#### WHAT IS REQUIRED:
Word for word, quote all of the material, omitting the pictures.

━━━━━━━━

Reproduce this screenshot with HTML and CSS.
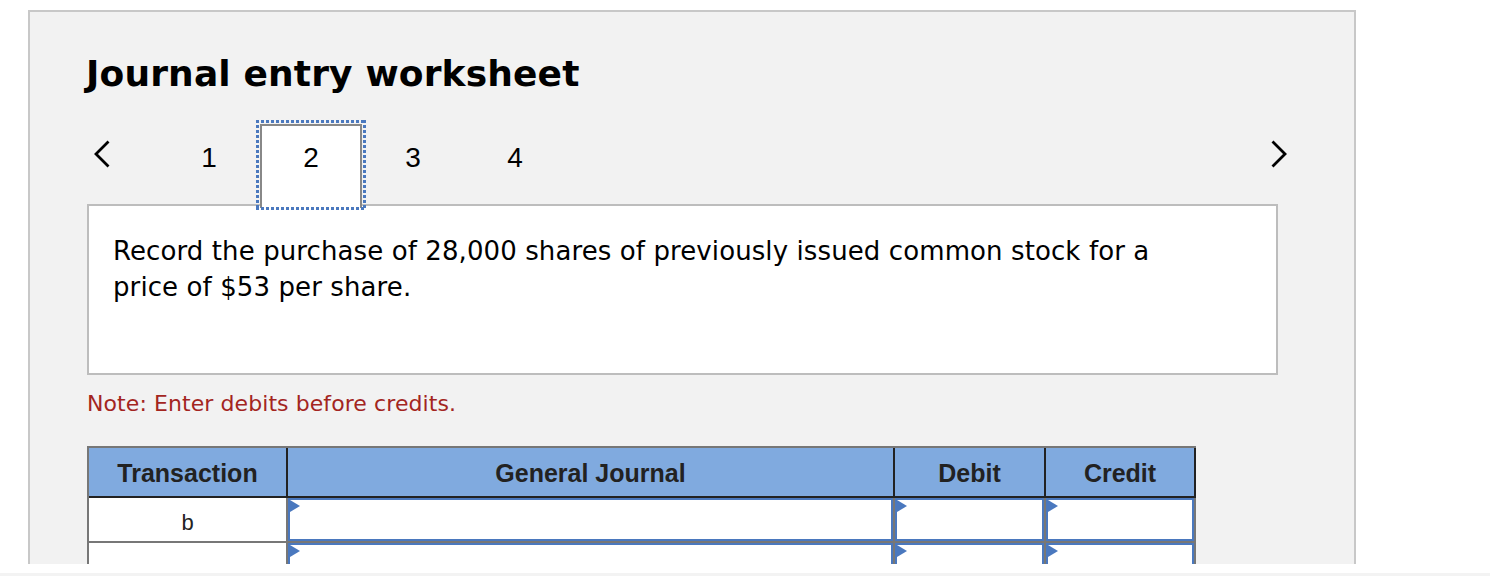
FILE: index.html
```html
<!DOCTYPE html>
<html lang="en">
<head>
<meta charset="utf-8">
<title>Journal entry worksheet</title>
<link rel="stylesheet" href="styles.css">
</head>
<body>
<div class="viewport">
  <section class="panel">
    <h1 class="title">Journal entry worksheet</h1>
    <nav class="steps">
      <button class="arrow arrow-prev" aria-label="Previous">
        <svg width="18" height="28" viewBox="0 0 18 28"><polyline points="15.5,1.5 3,14 15.5,26.5" fill="none" stroke="#000" stroke-width="2.8"/></svg>
      </button>
      <div class="tab">1</div>
      <div class="tab tab-active">2</div>
      <div class="tab">3</div>
      <div class="tab">4</div>
      <div class="spacer"></div>
      <button class="arrow arrow-next" aria-label="Next">
        <svg width="18" height="28" viewBox="0 0 18 28"><polyline points="2.5,1.5 15,14 2.5,26.5" fill="none" stroke="#000" stroke-width="2.8"/></svg>
      </button>
    </nav>
    <div class="question">
      <p>Record the purchase of 28,000 shares of previously issued common stock for a price of $53 per share.</p>
    </div>
    <p class="note">Note: Enter debits before credits.</p>
    <div class="jtable">
      <div class="jhead">
        <div class="hcell">Transaction</div>
        <div class="hcell">General Journal</div>
        <div class="hcell">Debit</div>
        <div class="hcell">Credit</div>
      </div>
      <div class="jrow">
        <div class="tcell">b</div>
        <div class="icell"></div>
        <div class="icell"></div>
        <div class="icell"></div>
      </div>
      <div class="jrow">
        <div class="tcell"></div>
        <div class="icell"></div>
        <div class="icell"></div>
        <div class="icell"></div>
      </div>
    </div>
  </section>
</div>
<div class="rule"></div>
</body>
</html>
```

FILE: styles.css
```css
* { box-sizing: border-box; }
html, body { margin: 0; padding: 0; background: #fff; }
body { font-family: "DejaVu Sans", Verdana, sans-serif; color: #000; }

.viewport {
  height: 564px;
  overflow: hidden;
  padding: 10px 0 0 28px;
}

.panel {
  width: 1328px;
  min-height: 700px;
  background: #f2f2f2;
  border: 2px solid #c8c8c8;
  padding: 0 76px 0 57px;
}

.title {
  margin: 41px 0 0 -1px;
  font-family: "DejaVu Sans", Tahoma, sans-serif;
  font-weight: bold;
  font-size: 36px;
  line-height: 42px;
  letter-spacing: 0.15px;
  color: #000;
}

.steps {
  display: flex;
  align-items: flex-start;
  margin-top: 29px;
  height: 80px;
}

.arrow {
  background: none;
  border: 0;
  padding: 0;
  margin: 16px 0 0 0;
  width: 18px;
  height: 28px;
  display: block;
}
.arrow svg { display: block; }
.arrow-prev { margin-left: 6px; margin-right: 47px; }
.arrow-next { margin-right: -10px; }
.spacer { flex: 1; }

.tab {
  width: 102px;
  height: 84px;
  padding-top: 14px;
  text-align: center;
  font-family: "Liberation Sans", Arial, sans-serif;
  font-size: 28px;
  line-height: 40px;
  color: #000;
  position: relative;
  z-index: 1;
}
.tab-active {
  background: #fff;
  border: 2px solid #888;
  border-bottom: 0;
  padding-top: 12px;
}
.tab-active::after {
  content: "";
  position: absolute;
  top: -6px;
  left: -6px;
  right: -6px;
  bottom: -2px;
  pointer-events: none;
  background:
    repeating-linear-gradient(to right, #4a78be 0 3px, transparent 3px 5px) top left / 100% 3px no-repeat,
    repeating-linear-gradient(to right, #4a78be 0 3px, transparent 3px 5px) bottom left / 100% 3px no-repeat,
    repeating-linear-gradient(to bottom, #4a78be 0 3px, transparent 3px 5px) top left / 3px 100% no-repeat,
    repeating-linear-gradient(to bottom, #4a78be 0 3px, transparent 3px 5px) top right / 3px 100% no-repeat;
}

.question {
  background: #fff;
  border: 2px solid #bdbdbd;
  height: 171px;
  padding: 27px 100px 0 24px;
}
.question p {
  margin: 0;
  font-size: 26px;
  line-height: 36px;
  letter-spacing: 0.1px;
}

.note {
  margin: 16px 0 0 0;
  font-size: 22px;
  line-height: 26px;
  letter-spacing: 0.08px;
  color: #a3251f;
}

.jtable {
  margin-top: 29px;
  width: 1109px;
  border-top: 2px solid #777;
  border-left: 2px solid #777;
  font-family: "Liberation Sans", Arial, sans-serif;
}

.jhead {
  display: grid;
  grid-template-columns: 197px 605px 149px 148px;
  column-gap: 2px;
  background: #222;
  border-right: 2px solid #222;
  border-bottom: 2px solid #222;
}
.hcell {
  height: 48px;
  padding-top: 2px;
  background: #80aadf;
  display: flex;
  align-items: center;
  justify-content: center;
  font-weight: bold;
  font-size: 25px;
  color: #222;
}

.jrow {
  display: grid;
  grid-template-columns: 197px 605px 149px 148px;
  column-gap: 2px;
  background: #777;
  border-right: 2px solid #777;
  border-bottom: 2px solid #777;
}
.tcell {
  height: 43px;
  background: #fff;
  text-align: center;
  font-size: 22px;
  line-height: 43px;
  padding-top: 3px;
  color: #222;
}
.icell {
  height: 43px;
  background: #fff;
  border: 2px solid #4a78be;
  position: relative;
}
.icell::before {
  content: "";
  position: absolute;
  top: 0;
  left: 0;
  border-left: 10px solid #4a78be;
  border-top: 6.5px solid transparent;
  border-bottom: 6.5px solid transparent;
}

.rule {
  margin-top: 9px;
  height: 3px;
  background: #f3f3f3;
}
```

━━━━━━━━

#### FULL SOLUTION:
Reproduce this screenshot with HTML and CSS.
FILE: index.html
```html
<!DOCTYPE html>
<html lang="en">
<head>
<meta charset="utf-8">
<title>Journal entry worksheet</title>
<link rel="stylesheet" href="styles.css">
</head>
<body>
<div class="viewport">
  <section class="panel">
    <h1 class="title">Journal entry worksheet</h1>
    <nav class="steps">
      <button class="arrow arrow-prev" aria-label="Previous">
        <svg width="18" height="28" viewBox="0 0 18 28"><polyline points="15.5,1.5 3,14 15.5,26.5" fill="none" stroke="#000" stroke-width="2.8"/></svg>
      </button>
      <div class="tab">1</div>
      <div class="tab tab-active">2</div>
      <div class="tab">3</div>
      <div class="tab">4</div>
      <div class="spacer"></div>
      <button class="arrow arrow-next" aria-label="Next">
        <svg width="18" height="28" viewBox="0 0 18 28"><polyline points="2.5,1.5 15,14 2.5,26.5" fill="none" stroke="#000" stroke-width="2.8"/></svg>
      </button>
    </nav>
    <div class="question">
      <p>Record the purchase of 28,000 shares of previously issued common stock for a price of $53 per share.</p>
    </div>
    <p class="note">Note: Enter debits before credits.</p>
    <div class="jtable">
      <div class="jhead">
        <div class="hcell">Transaction</div>
        <div class="hcell">General Journal</div>
        <div class="hcell">Debit</div>
        <div class="hcell">Credit</div>
      </div>
      <div class="jrow">
        <div class="tcell">b</div>
        <div class="icell"></div>
        <div class="icell"></div>
        <div class="icell"></div>
      </div>
      <div class="jrow">
        <div class="tcell"></div>
        <div class="icell"></div>
        <div class="icell"></div>
        <div class="icell"></div>
      </div>
    </div>
  </section>
</div>
<div class="rule"></div>
</body>
</html>
```

FILE: styles.css
```css
* { box-sizing: border-box; }
html, body { margin: 0; padding: 0; background: #fff; }
body { font-family: "DejaVu Sans", Verdana, sans-serif; color: #000; }

.viewport {
  height: 564px;
  overflow: hidden;
  padding: 10px 0 0 28px;
}

.panel {
  width: 1328px;
  min-height: 700px;
  background: #f2f2f2;
  border: 2px solid #c8c8c8;
  padding: 0 76px 0 57px;
}

.title {
  margin: 41px 0 0 -1px;
  font-family: "DejaVu Sans", Tahoma, sans-serif;
  font-weight: bold;
  font-size: 36px;
  line-height: 42px;
  letter-spacing: 0.15px;
  color: #000;
}

.steps {
  display: flex;
  align-items: flex-start;
  margin-top: 29px;
  height: 80px;
}

.arrow {
  background: none;
  border: 0;
  padding: 0;
  margin: 16px 0 0 0;
  width: 18px;
  height: 28px;
  display: block;
}
.arrow svg { display: block; }
.arrow-prev { margin-left: 6px; margin-right: 47px; }
.arrow-next { margin-right: -10px; }
.spacer { flex: 1; }

.tab {
  width: 102px;
  height: 84px;
  padding-top: 14px;
  text-align: center;
  font-family: "Liberation Sans", Arial, sans-serif;
  font-size: 28px;
  line-height: 40px;
  color: #000;
  position: relative;
  z-index: 1;
}
.tab-active {
  background: #fff;
  border: 2px solid #888;
  border-bottom: 0;
  padding-top: 12px;
}
.tab-active::after {
  content: "";
  position: absolute;
  top: -6px;
  left: -6px;
  right: -6px;
  bottom: -2px;
  pointer-events: none;
  background:
    repeating-linear-gradient(to right, #4a78be 0 3px, transparent 3px 5px) top left / 100% 3px no-repeat,
    repeating-linear-gradient(to right, #4a78be 0 3px, transparent 3px 5px) bottom left / 100% 3px no-repeat,
    repeating-linear-gradient(to bottom, #4a78be 0 3px, transparent 3px 5px) top left / 3px 100% no-repeat,
    repeating-linear-gradient(to bottom, #4a78be 0 3px, transparent 3px 5px) top right / 3px 100% no-repeat;
}

.question {
  background: #fff;
  border: 2px solid #bdbdbd;
  height: 171px;
  padding: 27px 100px 0 24px;
}
.question p {
  margin: 0;
  font-size: 26px;
  line-height: 36px;
  letter-spacing: 0.1px;
}

.note {
  margin: 16px 0 0 0;
  font-size: 22px;
  line-height: 26px;
  letter-spacing: 0.08px;
  color: #a3251f;
}

.jtable {
  margin-top: 29px;
  width: 1109px;
  border-top: 2px solid #777;
  border-left: 2px solid #777;
  font-family: "Liberation Sans", Arial, sans-serif;
}

.jhead {
  display: grid;
  grid-template-columns: 197px 605px 149px 148px;
  column-gap: 2px;
  background: #222;
  border-right: 2px solid #222;
  border-bottom: 2px solid #222;
}
.hcell {
  height: 48px;
  padding-top: 2px;
  background: #80aadf;
  display: flex;
  align-items: center;
  justify-content: center;
  font-weight: bold;
  font-size: 25px;
  color: #222;
}

.jrow {
  display: grid;
  grid-template-columns: 197px 605px 149px 148px;
  column-gap: 2px;
  background: #777;
  border-right: 2px solid #777;
  border-bottom: 2px solid #777;
}
.tcell {
  height: 43px;
  background: #fff;
  text-align: center;
  font-size: 22px;
  line-height: 43px;
  padding-top: 3px;
  color: #222;
}
.icell {
  height: 43px;
  background: #fff;
  border: 2px solid #4a78be;
  position: relative;
}
.icell::before {
  content: "";
  position: absolute;
  top: 0;
  left: 0;
  border-left: 10px solid #4a78be;
  border-top: 6.5px solid transparent;
  border-bottom: 6.5px solid transparent;
}

.rule {
  margin-top: 9px;
  height: 3px;
  background: #f3f3f3;
}
```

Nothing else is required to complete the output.